As her choice of the restrictive sonnet form attests, Sor Juana, for all her pyrotechnic virtuosity, exemplifies the Baroque ideal of controlled exuberance. All of her poems aspire to a harmony of movement, to a balance of opposites either of which would run wild if it were not restrained by a masterly formal will. Polarity creates tension—male/female, intellect/feeling, sacred/profane—and Sor Juana uses the poetic means of balanced opposition to turn tension into intensity, only to dissolve it into a sleight of hand of grace and wit. Fiction and its illusion-creating devices form the essence of Sor Juana’s kind of reality—an open-ended one that ceaselessly mirrors its own mirror images.

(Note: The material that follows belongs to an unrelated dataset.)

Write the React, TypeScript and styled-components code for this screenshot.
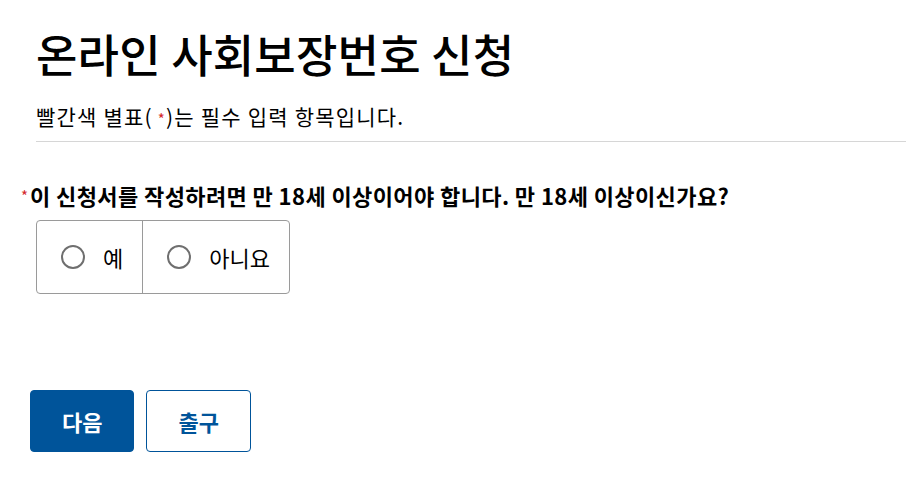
import React, { FC, useState } from "react";
import styled, { createGlobalStyle } from "styled-components";

const GlobalStyle = createGlobalStyle`
  html, body {
    margin: 0;
    padding: 0;
    background: #fff;
  }
  body {
    font-family: "Noto Sans CJK KR", "Noto Sans", sans-serif;
    color: #000;
  }
`;

const Page = styled.main`
  display: flex;
  flex-direction: column;
  padding: 24px 0 0 36px;
`;

const Title = styled.h1`
  margin: 0;
  font-size: 45px;
  font-weight: 500;
  line-height: 60px;
  letter-spacing: 0.2px;
`;

const Notice = styled.p`
  margin: 17px 0 0;
  font-size: 21px;
  line-height: 30px;
  letter-spacing: 1.2px;
  padding-bottom: 7px;
  border-bottom: 1px solid #d6d6d6;
`;

const Star = styled.span`
  color: #d4282b;
  font-size: 15px;
  margin: 0 0 0 5px;
  vertical-align: 0;
`;

const Field = styled.fieldset`
  border: 0;
  margin: 38px 0 0;
  padding: 0;
  min-width: 0;
`;

const Legend = styled.legend`
  position: relative;
  margin-left: -6px;
  padding: 0;
  font-size: 22px;
  font-weight: 700;
  line-height: 30px;
  letter-spacing: 0.4px;
`;

const LegendStar = styled.span`
  position: absolute;
  left: -9px;
  top: 1px;
  color: #d4282b;
  font-size: 15px;
  font-weight: 400;
`;

const Choices = styled.div`
  display: flex;
  width: max-content;
  margin-top: 10px;
  border: 1px solid #9a9a9a;
  border-radius: 4px;
`;

const Choice = styled.label`
  display: flex;
  align-items: center;
  gap: 18px;
  height: 72px;
  padding: 0 19px 0 24px;
  font-size: 22px;
  cursor: pointer;

  & + & {
    border-left: 1px solid #9a9a9a;
  }
`;

const Dot = styled.span<{ $checked: boolean }>`
  width: 20px;
  height: 20px;
  border: 2px solid #6f6f6f;
  border-radius: 50%;
  display: grid;
  place-items: center;

  &::after {
    content: "";
    width: 12px;
    height: 12px;
    border-radius: 50%;
    background: ${(p) => (p.$checked ? "#00549a" : "transparent")};
  }
`;

const HiddenInput = styled.input`
  position: absolute;
  opacity: 0;
  pointer-events: none;
`;

const Actions = styled.div`
  display: flex;
  gap: 12px;
  margin: 96px 0 0 -6px;
`;

const Button = styled.button<{ $primary?: boolean }>`
  height: 62px;
  padding: 0 31px;
  border-radius: 4px;
  border: 1px solid #00549a;
  background: ${(p) => (p.$primary ? "#00549a" : "#fff")};
  color: ${(p) => (p.$primary ? "#fff" : "#00549a")};
  font-family: inherit;
  font-size: 22px;
  font-weight: 700;
  cursor: pointer;
`;

const options = ["예", "아니요"];

const App: FC = () => {
  const [value, setValue] = useState<string | null>(null);

  return (
    <>
      <GlobalStyle />
      <Page>
        <Title>온라인 사회보장번호 신청</Title>
        <Notice>
          빨간색 별표(<Star>*</Star>)는 필수 입력 항목입니다.
        </Notice>
        <Field>
          <Legend>
            <LegendStar>*</LegendStar>이 신청서를 작성하려면 만 18세 이상이어야
            합니다. 만 18세 이상이신가요?
          </Legend>
          <Choices>
            {options.map((opt) => (
              <Choice key={opt}>
                <HiddenInput
                  type="radio"
                  name="age"
                  checked={value === opt}
                  onChange={() => setValue(opt)}
                />
                <Dot $checked={value === opt} />
                {opt}
              </Choice>
            ))}
          </Choices>
        </Field>
        <Actions>
          <Button $primary>다음</Button>
          <Button>출구</Button>
        </Actions>
      </Page>
    </>
  );
};

export default App;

While in other poems Sor Juana creates original metaphors—and “Primero Sueño” (“First Dream”), her only noncommissioned and longest poem, is an example of the most esoteric symbolism—here she does something that is perhaps even more sophisticated: She deliberately uses clichés, infusing them with new semantic energy by means of unusual associations, thus triggering new images. The heart becomes a distillery. Amor (love) and dolor (sorrow) are stripped of their mawkishly sentimental connotations and become dramatis personae, helping agents: Dolor poured the tears; amor came to the “help of my intentions.” The supreme ironist “proceeds masked”: She knows that the reader is aware that she is not using these naïve clichés naïvely; they are so obviously banal that they warn the reader to stay alert.